You can find Secord’s baskets during Indian Market at Booth 112 POG.

THE DESERT, PAINTED: Marla Allison, Laguna Pueblo
Marla Allison is one of a growing number of contemporary Indian artists who meld family, tradition and culture with cutting-edge artistic processes. Allison will turn 31 in just a few weeks, yet her work on canvas, in video and now in glass-painting suggests a self-assured and mature artist.
Allison, who lives, works and derives endless inspiration in her native Laguna Pueblo in New Mexico, started painting as a young girl. Since graduating from the Institute of American Indian Arts, she has based her aesthetic on the ubiquitous clay that’s also the basis of Pueblo pottery. “I try to connect pottery designs with my work,” she says, and also cites as influences modernist painters Paul Klee and Pablo Picasso.
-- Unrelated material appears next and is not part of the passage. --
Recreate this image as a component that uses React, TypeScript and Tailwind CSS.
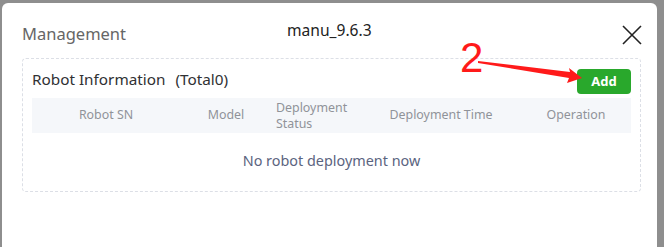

Like many artists, Allison feels the push and pull of exploring new territory while staying true to her artistic brand. “I feel that my style is constantly evolving in process,” says Allison, “while I’m striving to keep my style consistent.” She has earned praise from a diverse cohort of fans, including the Heard Museum, which is currently displaying her multimedia works Mother and Father, a collective homage to her parents. She has also shown her work at the Museum of Indian Arts and Culture in Santa Fe, and the Smithsonian Native Art Market in New York. She is represented by the Berlin Gallery, the Heard’s contemporary retail gallery and Blue Rain Gallery.

In her artist’s statement, Allison sums up her life’s work: “I paint so I remember where I came from. I paint so others can remember where I come from. I paint to be remembered.”

Visit Marla Allison at Booth: 708-LIN-P, Lincoln Ave, near the Plaza.